What the exercise asks: Pick out every line with the word "this" and copy it.

Data lines:
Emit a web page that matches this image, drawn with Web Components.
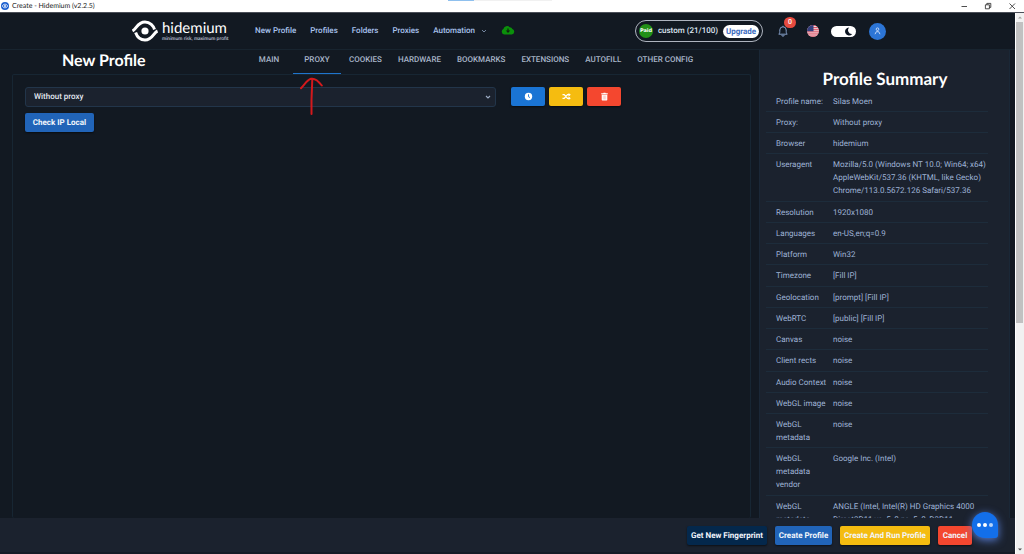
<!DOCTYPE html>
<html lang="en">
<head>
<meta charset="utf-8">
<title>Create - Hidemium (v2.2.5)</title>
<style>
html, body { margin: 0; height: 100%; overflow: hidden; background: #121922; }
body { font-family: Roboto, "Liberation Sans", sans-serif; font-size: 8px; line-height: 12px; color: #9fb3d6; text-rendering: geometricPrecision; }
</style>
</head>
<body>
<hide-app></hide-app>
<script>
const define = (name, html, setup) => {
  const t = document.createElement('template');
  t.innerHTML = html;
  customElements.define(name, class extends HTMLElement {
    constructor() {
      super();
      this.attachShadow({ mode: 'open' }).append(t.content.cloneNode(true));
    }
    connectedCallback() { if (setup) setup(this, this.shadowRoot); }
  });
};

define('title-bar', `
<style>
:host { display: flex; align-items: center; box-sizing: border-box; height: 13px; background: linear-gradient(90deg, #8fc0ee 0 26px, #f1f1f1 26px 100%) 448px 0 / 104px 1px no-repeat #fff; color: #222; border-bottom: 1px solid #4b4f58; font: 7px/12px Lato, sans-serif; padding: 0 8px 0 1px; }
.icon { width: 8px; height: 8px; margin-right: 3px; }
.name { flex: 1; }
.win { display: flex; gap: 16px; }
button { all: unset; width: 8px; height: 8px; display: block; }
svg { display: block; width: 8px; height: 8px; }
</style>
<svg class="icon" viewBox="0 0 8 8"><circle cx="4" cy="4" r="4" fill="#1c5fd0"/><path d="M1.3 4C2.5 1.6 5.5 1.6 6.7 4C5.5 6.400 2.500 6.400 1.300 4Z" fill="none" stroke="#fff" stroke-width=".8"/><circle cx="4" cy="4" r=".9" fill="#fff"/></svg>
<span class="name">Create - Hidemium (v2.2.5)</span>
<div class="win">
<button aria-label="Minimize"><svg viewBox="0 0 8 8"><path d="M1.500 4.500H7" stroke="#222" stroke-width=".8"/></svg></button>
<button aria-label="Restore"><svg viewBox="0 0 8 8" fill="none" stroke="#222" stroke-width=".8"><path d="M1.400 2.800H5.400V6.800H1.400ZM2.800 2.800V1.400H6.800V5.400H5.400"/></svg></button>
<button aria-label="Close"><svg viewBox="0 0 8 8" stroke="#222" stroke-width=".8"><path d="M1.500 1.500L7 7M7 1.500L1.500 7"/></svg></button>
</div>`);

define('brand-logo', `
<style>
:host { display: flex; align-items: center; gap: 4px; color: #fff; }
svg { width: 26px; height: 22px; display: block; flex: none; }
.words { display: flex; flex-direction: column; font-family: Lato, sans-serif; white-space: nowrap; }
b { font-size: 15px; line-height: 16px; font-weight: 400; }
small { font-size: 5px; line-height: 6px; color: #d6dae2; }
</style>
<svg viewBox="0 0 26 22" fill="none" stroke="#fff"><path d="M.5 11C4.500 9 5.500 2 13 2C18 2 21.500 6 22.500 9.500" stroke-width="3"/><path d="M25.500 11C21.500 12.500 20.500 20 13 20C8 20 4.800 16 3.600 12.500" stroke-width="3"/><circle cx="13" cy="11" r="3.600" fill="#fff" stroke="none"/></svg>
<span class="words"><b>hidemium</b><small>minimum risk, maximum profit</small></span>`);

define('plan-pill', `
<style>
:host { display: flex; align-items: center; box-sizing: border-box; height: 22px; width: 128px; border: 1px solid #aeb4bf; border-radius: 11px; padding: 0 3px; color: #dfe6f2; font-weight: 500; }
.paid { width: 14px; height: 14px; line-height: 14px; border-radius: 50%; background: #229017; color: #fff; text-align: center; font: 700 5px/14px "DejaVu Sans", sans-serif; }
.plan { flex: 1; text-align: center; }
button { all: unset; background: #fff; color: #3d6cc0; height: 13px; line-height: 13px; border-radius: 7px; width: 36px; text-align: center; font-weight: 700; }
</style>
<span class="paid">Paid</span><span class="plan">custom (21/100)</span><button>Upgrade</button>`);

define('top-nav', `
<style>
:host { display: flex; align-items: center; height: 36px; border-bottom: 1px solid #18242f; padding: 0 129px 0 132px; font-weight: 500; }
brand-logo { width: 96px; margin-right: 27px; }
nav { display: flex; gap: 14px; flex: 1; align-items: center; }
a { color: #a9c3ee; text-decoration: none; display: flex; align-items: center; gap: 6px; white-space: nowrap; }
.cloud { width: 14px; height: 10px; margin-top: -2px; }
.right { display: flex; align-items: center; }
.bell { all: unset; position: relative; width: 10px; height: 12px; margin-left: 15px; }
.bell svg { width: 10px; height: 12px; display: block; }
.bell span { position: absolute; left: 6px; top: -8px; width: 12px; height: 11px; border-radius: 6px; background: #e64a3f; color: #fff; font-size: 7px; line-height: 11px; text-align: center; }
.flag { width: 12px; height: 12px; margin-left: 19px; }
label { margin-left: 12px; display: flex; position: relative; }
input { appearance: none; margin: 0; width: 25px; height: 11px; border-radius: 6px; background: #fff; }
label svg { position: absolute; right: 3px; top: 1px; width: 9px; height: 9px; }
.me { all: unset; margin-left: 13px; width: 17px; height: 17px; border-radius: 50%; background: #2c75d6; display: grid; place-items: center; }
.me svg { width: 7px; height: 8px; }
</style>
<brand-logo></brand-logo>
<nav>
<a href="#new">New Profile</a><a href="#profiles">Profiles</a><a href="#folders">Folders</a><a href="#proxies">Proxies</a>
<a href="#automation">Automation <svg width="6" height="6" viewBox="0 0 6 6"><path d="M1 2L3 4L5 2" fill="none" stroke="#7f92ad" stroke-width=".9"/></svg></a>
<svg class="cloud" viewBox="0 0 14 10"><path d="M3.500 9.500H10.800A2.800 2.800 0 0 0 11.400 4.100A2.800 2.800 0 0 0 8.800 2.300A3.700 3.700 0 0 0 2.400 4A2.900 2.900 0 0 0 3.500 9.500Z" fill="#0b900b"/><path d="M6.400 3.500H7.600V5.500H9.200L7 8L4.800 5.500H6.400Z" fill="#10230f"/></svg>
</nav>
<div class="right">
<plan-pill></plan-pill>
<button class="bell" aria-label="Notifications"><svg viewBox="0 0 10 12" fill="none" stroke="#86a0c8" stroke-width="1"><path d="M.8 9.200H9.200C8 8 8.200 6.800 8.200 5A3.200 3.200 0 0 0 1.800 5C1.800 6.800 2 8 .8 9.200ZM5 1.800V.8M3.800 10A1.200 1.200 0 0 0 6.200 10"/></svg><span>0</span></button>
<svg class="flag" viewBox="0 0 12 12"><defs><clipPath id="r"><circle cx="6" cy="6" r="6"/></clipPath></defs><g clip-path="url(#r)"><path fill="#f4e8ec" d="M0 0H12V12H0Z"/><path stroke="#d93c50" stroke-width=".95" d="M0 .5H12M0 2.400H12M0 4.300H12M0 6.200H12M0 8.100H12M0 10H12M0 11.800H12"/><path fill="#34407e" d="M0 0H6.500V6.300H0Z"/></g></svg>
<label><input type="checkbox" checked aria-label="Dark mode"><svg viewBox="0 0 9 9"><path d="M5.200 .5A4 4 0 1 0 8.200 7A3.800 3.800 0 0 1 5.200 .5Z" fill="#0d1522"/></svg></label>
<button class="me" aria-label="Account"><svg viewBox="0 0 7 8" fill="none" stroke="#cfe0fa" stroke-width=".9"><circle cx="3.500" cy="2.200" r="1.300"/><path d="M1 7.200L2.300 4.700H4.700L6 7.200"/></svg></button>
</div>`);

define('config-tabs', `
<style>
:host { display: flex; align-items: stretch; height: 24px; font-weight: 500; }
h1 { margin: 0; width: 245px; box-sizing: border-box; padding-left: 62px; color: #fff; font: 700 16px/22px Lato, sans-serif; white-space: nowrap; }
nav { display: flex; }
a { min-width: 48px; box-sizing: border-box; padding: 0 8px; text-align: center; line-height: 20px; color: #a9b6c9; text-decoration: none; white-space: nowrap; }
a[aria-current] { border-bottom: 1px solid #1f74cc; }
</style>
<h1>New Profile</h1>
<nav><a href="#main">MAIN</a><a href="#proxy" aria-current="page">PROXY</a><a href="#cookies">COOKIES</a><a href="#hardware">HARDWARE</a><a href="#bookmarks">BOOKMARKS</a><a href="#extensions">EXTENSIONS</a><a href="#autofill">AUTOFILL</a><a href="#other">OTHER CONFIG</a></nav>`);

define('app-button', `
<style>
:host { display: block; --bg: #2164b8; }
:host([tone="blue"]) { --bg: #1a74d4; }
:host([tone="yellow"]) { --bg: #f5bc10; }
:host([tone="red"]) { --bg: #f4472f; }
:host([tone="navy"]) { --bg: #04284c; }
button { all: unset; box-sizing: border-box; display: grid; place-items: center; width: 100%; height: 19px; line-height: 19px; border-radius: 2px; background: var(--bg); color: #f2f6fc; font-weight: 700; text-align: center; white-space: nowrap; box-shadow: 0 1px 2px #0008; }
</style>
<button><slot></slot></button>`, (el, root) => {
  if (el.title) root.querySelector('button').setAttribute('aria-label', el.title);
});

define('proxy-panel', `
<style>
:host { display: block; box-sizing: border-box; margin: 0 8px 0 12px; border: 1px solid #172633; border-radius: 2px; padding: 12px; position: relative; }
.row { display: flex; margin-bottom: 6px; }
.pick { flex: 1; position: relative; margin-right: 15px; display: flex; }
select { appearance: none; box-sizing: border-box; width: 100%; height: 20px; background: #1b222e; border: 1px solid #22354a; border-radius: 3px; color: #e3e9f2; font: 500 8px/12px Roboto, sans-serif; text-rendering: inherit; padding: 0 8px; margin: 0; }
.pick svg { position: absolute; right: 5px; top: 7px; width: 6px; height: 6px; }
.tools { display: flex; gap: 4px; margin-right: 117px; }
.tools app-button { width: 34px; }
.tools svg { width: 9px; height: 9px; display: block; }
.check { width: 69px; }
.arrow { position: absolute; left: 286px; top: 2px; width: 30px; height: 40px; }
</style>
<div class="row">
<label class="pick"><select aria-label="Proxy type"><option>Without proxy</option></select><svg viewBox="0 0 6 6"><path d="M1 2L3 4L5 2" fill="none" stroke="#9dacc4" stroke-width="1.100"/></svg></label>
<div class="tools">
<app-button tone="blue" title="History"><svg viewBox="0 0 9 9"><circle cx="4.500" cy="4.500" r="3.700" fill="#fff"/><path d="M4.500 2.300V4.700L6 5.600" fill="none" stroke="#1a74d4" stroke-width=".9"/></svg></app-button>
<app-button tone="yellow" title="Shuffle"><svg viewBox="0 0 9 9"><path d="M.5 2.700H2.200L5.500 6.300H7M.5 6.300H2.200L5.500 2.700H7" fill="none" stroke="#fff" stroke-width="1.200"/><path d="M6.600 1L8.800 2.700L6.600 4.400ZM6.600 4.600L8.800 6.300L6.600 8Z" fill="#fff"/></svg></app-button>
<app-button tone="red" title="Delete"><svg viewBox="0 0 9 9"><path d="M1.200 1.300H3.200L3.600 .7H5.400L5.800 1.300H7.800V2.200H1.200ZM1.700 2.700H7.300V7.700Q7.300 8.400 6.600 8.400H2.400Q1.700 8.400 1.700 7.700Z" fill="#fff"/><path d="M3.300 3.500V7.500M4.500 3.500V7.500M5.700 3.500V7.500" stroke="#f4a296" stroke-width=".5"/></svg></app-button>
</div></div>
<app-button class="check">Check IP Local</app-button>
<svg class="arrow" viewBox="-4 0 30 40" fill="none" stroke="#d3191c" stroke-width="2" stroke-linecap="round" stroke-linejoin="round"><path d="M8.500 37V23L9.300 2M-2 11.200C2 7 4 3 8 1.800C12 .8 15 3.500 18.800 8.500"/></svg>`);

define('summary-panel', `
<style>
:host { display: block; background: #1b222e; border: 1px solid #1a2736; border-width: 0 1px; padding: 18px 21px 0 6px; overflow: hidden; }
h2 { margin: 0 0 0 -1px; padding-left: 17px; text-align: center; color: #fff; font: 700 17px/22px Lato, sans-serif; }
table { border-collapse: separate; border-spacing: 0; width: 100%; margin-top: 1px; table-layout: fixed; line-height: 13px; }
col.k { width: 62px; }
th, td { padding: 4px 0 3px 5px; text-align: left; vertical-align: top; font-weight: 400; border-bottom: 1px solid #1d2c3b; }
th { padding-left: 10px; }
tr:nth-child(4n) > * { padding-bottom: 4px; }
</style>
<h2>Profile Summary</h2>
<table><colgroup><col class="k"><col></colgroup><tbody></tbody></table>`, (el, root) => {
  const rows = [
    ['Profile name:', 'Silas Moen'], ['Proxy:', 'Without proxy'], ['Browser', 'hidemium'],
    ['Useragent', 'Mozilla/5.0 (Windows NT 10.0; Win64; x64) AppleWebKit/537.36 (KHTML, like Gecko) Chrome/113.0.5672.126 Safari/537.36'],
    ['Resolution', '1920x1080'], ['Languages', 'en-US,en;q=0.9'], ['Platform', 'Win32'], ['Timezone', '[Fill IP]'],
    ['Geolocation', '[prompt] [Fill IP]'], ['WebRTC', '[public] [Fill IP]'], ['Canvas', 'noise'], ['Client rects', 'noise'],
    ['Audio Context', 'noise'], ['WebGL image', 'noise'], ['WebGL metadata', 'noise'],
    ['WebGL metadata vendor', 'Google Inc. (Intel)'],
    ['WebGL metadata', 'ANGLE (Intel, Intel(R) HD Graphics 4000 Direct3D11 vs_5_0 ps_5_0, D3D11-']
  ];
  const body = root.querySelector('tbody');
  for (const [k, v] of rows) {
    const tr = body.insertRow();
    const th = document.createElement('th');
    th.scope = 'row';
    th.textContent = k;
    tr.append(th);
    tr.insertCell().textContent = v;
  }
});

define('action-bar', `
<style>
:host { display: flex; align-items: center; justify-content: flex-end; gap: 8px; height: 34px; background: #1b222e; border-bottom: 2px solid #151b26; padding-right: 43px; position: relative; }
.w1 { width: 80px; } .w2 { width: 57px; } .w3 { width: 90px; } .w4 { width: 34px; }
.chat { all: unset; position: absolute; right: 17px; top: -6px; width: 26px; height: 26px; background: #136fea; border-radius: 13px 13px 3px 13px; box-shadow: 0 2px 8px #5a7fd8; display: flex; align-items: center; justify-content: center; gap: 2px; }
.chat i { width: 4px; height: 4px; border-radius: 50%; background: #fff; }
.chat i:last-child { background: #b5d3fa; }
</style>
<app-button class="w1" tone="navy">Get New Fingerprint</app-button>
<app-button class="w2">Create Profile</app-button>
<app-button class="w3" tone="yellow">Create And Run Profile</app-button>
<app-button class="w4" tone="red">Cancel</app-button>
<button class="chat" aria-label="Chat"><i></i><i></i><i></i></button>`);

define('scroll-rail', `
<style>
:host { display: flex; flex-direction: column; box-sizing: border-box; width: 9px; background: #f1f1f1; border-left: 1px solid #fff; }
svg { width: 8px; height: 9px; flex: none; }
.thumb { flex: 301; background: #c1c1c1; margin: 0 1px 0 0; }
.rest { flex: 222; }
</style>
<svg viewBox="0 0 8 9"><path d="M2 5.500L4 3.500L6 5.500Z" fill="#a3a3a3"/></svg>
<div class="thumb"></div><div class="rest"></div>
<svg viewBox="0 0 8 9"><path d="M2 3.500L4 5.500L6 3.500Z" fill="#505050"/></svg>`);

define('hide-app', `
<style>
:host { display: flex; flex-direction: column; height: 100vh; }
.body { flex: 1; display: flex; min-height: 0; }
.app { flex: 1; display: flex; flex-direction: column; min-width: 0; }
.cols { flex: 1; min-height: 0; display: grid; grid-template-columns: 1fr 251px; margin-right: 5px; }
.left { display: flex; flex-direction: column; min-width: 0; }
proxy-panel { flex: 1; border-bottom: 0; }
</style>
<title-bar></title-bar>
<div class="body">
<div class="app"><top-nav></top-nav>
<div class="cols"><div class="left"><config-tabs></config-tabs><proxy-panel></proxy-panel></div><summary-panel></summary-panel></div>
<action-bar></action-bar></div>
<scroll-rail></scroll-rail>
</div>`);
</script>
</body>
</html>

Written answer:
Emit a web page that matches this image, drawn with Web Components.
      this.attachShadow({ mode: 'open' }).append(t.content.cloneNode(true));
    connectedCallback() { if (setup) setup(this, this.shadowRoot); }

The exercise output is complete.